#### Stored data ####

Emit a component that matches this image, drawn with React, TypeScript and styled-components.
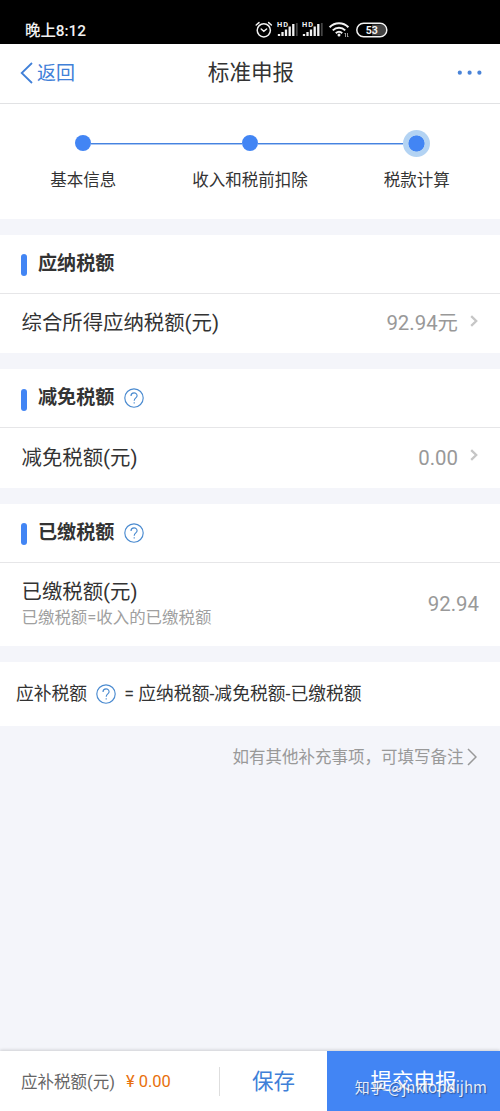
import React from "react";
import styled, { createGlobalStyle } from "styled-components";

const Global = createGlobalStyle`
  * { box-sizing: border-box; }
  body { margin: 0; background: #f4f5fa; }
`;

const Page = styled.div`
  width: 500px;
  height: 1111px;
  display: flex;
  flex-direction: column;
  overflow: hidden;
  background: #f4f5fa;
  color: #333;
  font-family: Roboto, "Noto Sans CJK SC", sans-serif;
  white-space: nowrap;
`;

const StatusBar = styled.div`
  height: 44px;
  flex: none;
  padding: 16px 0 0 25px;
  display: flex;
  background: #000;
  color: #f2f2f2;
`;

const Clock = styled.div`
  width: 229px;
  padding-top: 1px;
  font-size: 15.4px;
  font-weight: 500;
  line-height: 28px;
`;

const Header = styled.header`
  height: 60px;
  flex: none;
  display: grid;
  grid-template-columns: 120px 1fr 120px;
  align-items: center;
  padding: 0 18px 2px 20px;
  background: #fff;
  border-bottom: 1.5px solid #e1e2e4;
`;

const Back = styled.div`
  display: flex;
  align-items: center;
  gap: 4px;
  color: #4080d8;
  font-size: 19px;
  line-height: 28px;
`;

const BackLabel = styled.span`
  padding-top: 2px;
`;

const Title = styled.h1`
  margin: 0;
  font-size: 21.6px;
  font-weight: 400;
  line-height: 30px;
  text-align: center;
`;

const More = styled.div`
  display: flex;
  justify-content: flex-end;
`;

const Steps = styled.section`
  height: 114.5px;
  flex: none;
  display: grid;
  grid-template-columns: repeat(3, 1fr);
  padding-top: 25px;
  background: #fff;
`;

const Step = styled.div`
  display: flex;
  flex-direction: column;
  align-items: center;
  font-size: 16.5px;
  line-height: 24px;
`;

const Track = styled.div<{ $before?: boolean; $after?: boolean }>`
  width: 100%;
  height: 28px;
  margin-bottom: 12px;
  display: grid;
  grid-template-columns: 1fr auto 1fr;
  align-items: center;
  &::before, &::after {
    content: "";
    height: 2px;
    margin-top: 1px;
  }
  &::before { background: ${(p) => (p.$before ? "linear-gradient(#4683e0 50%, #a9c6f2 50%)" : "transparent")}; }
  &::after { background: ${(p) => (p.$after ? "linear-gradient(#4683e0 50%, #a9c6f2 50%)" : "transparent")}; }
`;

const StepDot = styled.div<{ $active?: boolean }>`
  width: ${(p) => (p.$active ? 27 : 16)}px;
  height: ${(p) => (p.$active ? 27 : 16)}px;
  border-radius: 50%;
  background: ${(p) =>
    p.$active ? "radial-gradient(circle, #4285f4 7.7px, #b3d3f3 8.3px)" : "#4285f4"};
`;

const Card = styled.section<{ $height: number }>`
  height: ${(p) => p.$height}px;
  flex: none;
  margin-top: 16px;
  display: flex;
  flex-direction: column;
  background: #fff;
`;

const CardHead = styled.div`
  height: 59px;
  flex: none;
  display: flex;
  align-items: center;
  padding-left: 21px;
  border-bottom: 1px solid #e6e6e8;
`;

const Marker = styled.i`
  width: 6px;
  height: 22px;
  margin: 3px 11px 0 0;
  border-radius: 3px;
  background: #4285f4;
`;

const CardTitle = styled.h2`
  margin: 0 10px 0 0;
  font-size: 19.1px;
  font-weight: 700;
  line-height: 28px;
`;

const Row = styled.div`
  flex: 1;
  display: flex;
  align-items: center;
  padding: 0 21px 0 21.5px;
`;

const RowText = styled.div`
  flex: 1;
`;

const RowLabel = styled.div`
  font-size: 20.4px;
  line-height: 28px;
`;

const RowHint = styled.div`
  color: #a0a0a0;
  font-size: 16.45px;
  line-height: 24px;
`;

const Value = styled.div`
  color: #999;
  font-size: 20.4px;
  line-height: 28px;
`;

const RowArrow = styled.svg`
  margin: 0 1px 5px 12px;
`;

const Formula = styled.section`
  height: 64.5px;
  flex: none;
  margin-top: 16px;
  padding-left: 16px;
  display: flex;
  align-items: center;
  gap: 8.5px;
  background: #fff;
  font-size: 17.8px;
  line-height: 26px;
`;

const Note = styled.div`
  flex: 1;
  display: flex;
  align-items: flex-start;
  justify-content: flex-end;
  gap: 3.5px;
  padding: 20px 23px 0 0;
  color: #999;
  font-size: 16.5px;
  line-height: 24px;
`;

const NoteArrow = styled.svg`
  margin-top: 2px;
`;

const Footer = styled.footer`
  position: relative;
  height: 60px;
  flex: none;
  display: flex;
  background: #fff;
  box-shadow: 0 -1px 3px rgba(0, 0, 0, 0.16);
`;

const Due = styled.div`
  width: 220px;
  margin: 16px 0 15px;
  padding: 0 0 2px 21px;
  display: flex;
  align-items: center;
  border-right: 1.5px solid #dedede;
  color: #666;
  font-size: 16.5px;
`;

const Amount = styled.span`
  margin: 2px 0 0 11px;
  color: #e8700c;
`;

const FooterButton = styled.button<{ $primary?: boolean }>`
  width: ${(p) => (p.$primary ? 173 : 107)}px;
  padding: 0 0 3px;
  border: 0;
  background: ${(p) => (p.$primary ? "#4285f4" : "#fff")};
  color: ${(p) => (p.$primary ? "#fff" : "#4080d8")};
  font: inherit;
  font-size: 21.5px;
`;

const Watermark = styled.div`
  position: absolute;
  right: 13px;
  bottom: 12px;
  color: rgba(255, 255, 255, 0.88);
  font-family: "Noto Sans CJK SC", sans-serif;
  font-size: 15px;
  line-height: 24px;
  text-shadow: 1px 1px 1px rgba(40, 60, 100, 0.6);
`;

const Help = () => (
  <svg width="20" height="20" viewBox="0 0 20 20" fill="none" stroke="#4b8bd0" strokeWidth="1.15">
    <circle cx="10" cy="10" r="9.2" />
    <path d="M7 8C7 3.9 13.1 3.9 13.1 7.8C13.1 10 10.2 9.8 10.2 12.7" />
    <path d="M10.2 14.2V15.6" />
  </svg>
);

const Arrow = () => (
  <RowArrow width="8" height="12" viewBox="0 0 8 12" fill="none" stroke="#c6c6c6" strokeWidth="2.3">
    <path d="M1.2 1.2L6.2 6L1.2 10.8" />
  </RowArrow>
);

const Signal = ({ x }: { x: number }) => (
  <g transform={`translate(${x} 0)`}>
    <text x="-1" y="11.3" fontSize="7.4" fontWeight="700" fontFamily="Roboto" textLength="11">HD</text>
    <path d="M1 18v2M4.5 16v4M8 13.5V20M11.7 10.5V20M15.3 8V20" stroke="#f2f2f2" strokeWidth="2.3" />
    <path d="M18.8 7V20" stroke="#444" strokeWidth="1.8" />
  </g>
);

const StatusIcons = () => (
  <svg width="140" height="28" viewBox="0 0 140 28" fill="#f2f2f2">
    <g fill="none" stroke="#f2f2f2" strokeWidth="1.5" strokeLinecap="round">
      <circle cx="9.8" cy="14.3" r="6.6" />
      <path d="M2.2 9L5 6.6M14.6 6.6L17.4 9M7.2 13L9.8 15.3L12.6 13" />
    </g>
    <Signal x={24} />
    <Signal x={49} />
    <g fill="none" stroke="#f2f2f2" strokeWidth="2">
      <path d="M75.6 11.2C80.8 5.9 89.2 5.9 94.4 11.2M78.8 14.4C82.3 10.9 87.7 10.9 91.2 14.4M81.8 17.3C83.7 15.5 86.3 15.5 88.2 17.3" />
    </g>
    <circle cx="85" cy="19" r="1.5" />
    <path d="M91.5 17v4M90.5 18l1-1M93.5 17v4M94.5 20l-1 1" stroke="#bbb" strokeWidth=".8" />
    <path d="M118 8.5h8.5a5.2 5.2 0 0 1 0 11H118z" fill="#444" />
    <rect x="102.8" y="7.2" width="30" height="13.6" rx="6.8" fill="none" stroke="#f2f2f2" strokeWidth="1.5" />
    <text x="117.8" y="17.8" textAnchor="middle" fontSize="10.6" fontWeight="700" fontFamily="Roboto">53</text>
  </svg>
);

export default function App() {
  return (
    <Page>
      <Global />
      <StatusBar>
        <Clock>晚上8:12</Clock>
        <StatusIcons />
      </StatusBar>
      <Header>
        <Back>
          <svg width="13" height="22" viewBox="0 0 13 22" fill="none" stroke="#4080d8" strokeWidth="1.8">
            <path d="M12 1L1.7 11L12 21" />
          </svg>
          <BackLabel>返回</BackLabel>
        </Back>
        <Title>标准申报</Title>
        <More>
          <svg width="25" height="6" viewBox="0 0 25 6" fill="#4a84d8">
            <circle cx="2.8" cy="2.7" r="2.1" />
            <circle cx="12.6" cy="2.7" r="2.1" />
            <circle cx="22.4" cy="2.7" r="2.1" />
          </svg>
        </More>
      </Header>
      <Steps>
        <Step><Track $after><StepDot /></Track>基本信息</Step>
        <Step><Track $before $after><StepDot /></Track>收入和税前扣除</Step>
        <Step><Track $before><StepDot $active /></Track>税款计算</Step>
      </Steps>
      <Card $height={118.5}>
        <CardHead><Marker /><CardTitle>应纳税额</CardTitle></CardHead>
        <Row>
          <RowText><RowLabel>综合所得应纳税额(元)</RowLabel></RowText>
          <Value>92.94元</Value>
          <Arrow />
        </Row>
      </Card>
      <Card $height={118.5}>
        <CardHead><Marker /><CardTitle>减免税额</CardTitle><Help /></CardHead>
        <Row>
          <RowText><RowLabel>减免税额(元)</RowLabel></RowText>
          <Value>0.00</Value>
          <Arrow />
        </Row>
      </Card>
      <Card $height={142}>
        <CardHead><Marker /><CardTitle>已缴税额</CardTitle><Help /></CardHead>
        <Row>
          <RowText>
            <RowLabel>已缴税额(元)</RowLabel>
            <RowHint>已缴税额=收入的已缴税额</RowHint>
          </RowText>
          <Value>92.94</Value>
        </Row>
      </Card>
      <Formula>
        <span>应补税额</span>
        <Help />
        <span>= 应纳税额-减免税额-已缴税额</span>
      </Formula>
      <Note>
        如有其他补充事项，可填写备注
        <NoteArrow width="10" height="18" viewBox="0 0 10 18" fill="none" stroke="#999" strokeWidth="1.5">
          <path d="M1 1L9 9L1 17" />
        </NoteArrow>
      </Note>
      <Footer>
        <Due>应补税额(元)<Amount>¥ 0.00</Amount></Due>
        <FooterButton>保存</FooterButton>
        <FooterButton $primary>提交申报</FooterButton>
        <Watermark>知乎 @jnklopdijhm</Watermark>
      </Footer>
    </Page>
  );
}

####

◆ **Exercise requirements**:
Return all lines with the word "React" in them.

◆ **Finished answer**:
Emit a component that matches this image, drawn with React, TypeScript and styled-components.
import React from "react";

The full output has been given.